Dr. Orville Boyd Jenkins

Recently there has arisen an ironically popular theory (in some circles) to account for the problem of variation in copies of the manuscripts of the Bible texts.  This new doctrine claims that God inspires and guides the copying and transmission process.  This protective, inspired guidance applies, however, to only one stream of biblical manuscript texts – only the "Received Text" (Textus Receptus, or TR).

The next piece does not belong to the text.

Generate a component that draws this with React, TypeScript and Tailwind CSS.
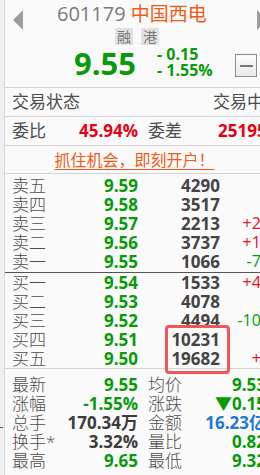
import React from "react";

type BookRow = {
  label: string;
  price: string;
  vol: string;
  chg?: string;
  up?: boolean;
};

const SELL: BookRow[] = [
  { label: "卖五", price: "9.59", vol: "4290" },
  { label: "卖四", price: "9.58", vol: "3517" },
  { label: "卖三", price: "9.57", vol: "2213", chg: "+20", up: true },
  { label: "卖二", price: "9.56", vol: "3737", chg: "+14", up: true },
  { label: "卖一", price: "9.55", vol: "1066", chg: "-79", up: false },
];

const BUY: BookRow[] = [
  { label: "买一", price: "9.54", vol: "1533", chg: "+47", up: true },
  { label: "买二", price: "9.53", vol: "4078" },
  { label: "买三", price: "9.52", vol: "4494", chg: "-100", up: false },
  { label: "买四", price: "9.51", vol: "10231" },
  { label: "买五", price: "9.50", vol: "19682", chg: "+7", up: true },
];

const STATS = [
  { l1: "最新", v1: "9.55", c1: "text-[#089a08]", l2: "均价", v2: "9.53", c2: "text-[#089a08]" },
  { l1: "涨幅", v1: "-1.55%", c1: "text-[#089a08]", l2: "涨跌", v2: "▼0.15", c2: "text-[#089a08]" },
  { l1: "总手", v1: "170.34万", c1: "text-[#3c3c3c]", l2: "金额", v2: "16.23亿", c2: "text-[#1d78d6]" },
  { l1: "换手*", v1: "3.32%", c1: "text-[#3c3c3c]", l2: "量比", v2: "0.82", c2: "text-[#089a08]" },
  { l1: "最高", v1: "9.65", c1: "text-[#089a08]", l2: "最低", v2: "9.32", c2: "text-[#089a08]" },
];

function Row({ r }: { r: BookRow }) {
  return (
    <div className="flex items-center h-[19px] leading-[19px] pl-[7px] whitespace-nowrap">
      <div className="w-[126px] shrink-0 flex justify-between">
        <span className="text-[17px] font-light text-[#4d4d4d]">{r.label}</span>
        <span className="text-[17px] font-bold text-[#089a08]">{r.price}</span>
      </div>
      <div className="w-[82px] shrink-0 text-right text-[17px] font-bold text-[#444]">{r.vol}</div>
      <div
        className={`w-[50px] shrink-0 text-right text-[16px] ${
          r.up ? "text-[#e8101a]" : "text-[#089a08]"
        }`}
      >
        {r.chg ?? ""}
      </div>
    </div>
  );
}

export default function App() {
  return (
    <div className="w-[260px] h-[475px] overflow-hidden flex bg-[#fafafa] font-['Open_Sans','Noto_Sans_CJK_SC',sans-serif]">
      <div className="w-[5px] shrink-0 bg-[#efefef] border-r border-[#d6d6d6] flex flex-col">
        <div className="mt-[427px] h-[1px] w-[3px] bg-[#555]" />
      </div>

      <div className="w-[255px] shrink-0 flex flex-col">
        {/* header */}
        <div className="h-[88px] shrink-0 border-b border-[#d4d4d4] flex flex-col">
          <div className="h-[28px] flex items-start">
            <svg className="ml-[8px] mt-[10px] shrink-0" width="10" height="20" viewBox="0 0 10 20">
              <polygon points="10,0 0,10 10,20" fill="#9c9c9c" />
            </svg>
            <div className="ml-[34px] mt-[1px] whitespace-nowrap text-[20px] leading-[26px] text-[#7a7a7a]">
              601179 <span className="text-[19px] text-[#f05a14]">中国西电</span>
            </div>
            <svg className="ml-auto mr-[-7px] mt-[10px] shrink-0" width="10" height="20" viewBox="0 0 10 20">
              <polygon points="0,0 10,10 0,20" fill="#9c9c9c" />
            </svg>
          </div>
          <div className="h-[20px] flex items-start pl-[110px] gap-[8px]">
            <span className="w-[18px] h-[17px] bg-[#e2e2e2] text-[14px] leading-[17px] text-[#777] text-center">融</span>
            <span className="w-[18px] h-[17px] bg-[#e2e2e2] text-[14px] leading-[17px] text-[#777] text-center">港</span>
          </div>
          <div className="flex items-start">
            <div className="ml-[69px] mt-[-4px] text-[31px] leading-[38px] font-bold text-[#089a08]">9.55</div>
            <div className="ml-[21px] mt-[-2px] flex flex-col text-[16px] leading-[16px] font-bold text-[#089a08]">
              <span>- 0.15</span>
              <span>- 1.55%</span>
            </div>
            <div className="ml-auto mr-[3px] mt-[6px] w-[22px] h-[23px] border border-[#8c8c8c] bg-gradient-to-b from-[#fdfdfd] to-[#e9e9e9] flex items-center justify-center">
              <div className="w-[13px] h-[2px] bg-[#777]" />
            </div>
          </div>
        </div>

        {/* status rows */}
        <div className="h-[29px] shrink-0 border-b border-[#d4d4d4] flex items-center pl-[7px] text-[17px] text-[#4d4d4d] whitespace-nowrap">
          <span className="w-[201px] shrink-0">交易状态</span>
          <span className="shrink-0">交易中</span>
        </div>
        <div className="h-[29px] shrink-0 border-b border-[#d4d4d4] flex items-center pl-[7px] text-[17px] whitespace-nowrap">
          <div className="w-[126px] shrink-0 flex justify-between">
            <span className="text-[#4d4d4d]">委比</span>
            <span className="font-bold text-[#e60012]">45.94%</span>
          </div>
          <span className="ml-[10px] w-[70px] shrink-0 text-[#4d4d4d]">委差</span>
          <span className="shrink-0 font-bold text-[#e60012]">25195</span>
        </div>
        <div className="h-[28px] shrink-0 border-b border-[#d4d4d4] flex items-center justify-center">
          <span className="ml-[4px] text-[16px] leading-[20px] text-[#f05a14] underline underline-offset-[3px]">
            抓住机会，即刻开户！
          </span>
        </div>

        {/* order book */}
        <div className="shrink-0 pt-[2px] pb-[1px] border-b border-[#555]">
          {SELL.map((r) => (
            <Row key={r.label} r={r} />
          ))}
        </div>
        <div className="relative shrink-0 border-b border-[#d4d4d4]">
          {BUY.map((r) => (
            <Row key={r.label} r={r} />
          ))}
          <div className="absolute left-[160px] top-[52px] w-[65px] h-[49px] border-[3px] border-[#f25656] rounded-[4px]" />
        </div>

        {/* stats */}
        <div className="pt-[6px] flex flex-col">
          {STATS.map((s) => (
            <div key={s.l1} className="flex items-center h-[19px] leading-[19px] pl-[7px] text-[17px] whitespace-nowrap">
              <div className="w-[126px] shrink-0 flex justify-between">
                <span className="font-light text-[#4d4d4d]">{s.l1}</span>
                <span className={`font-bold ${s.c1}`}>{s.v1}</span>
              </div>
              <span className="ml-[10px] w-[40px] shrink-0 font-light text-[#4d4d4d]">{s.l2}</span>
              <span className={`w-[78px] shrink-0 text-right font-bold ${s.c2}`}>{s.v2}</span>
            </div>
          ))}
        </div>
      </div>
    </div>
  );
}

The theory apparently does not hold that God similarly protects the transmission of the copies preserved and circulated in Greece, Russia, or the ancient Eastern churches of Syria, Iran or elsewhere.  In fact, Eastern texts, despite their parallel heritage back to the first century, are specifically rejected as corrupt and unreliable, because they exhibit some differences from the Western versions of the biblical manuscripts, which are taken to be correct and standard.

A New Doctrine of Textual Improvement
This new theory holds that later inspired copies and edits actually cleaned up the Bible manuscripts, overcoming problems in any changes that had been introduced, so that by the time the Textus Receptus (conveniently failing to specify which edit or correction of the TR), it was then cleaned up and thus the only safe, reliable source.  I was introduced to this theory for the first time in 1997 or 98.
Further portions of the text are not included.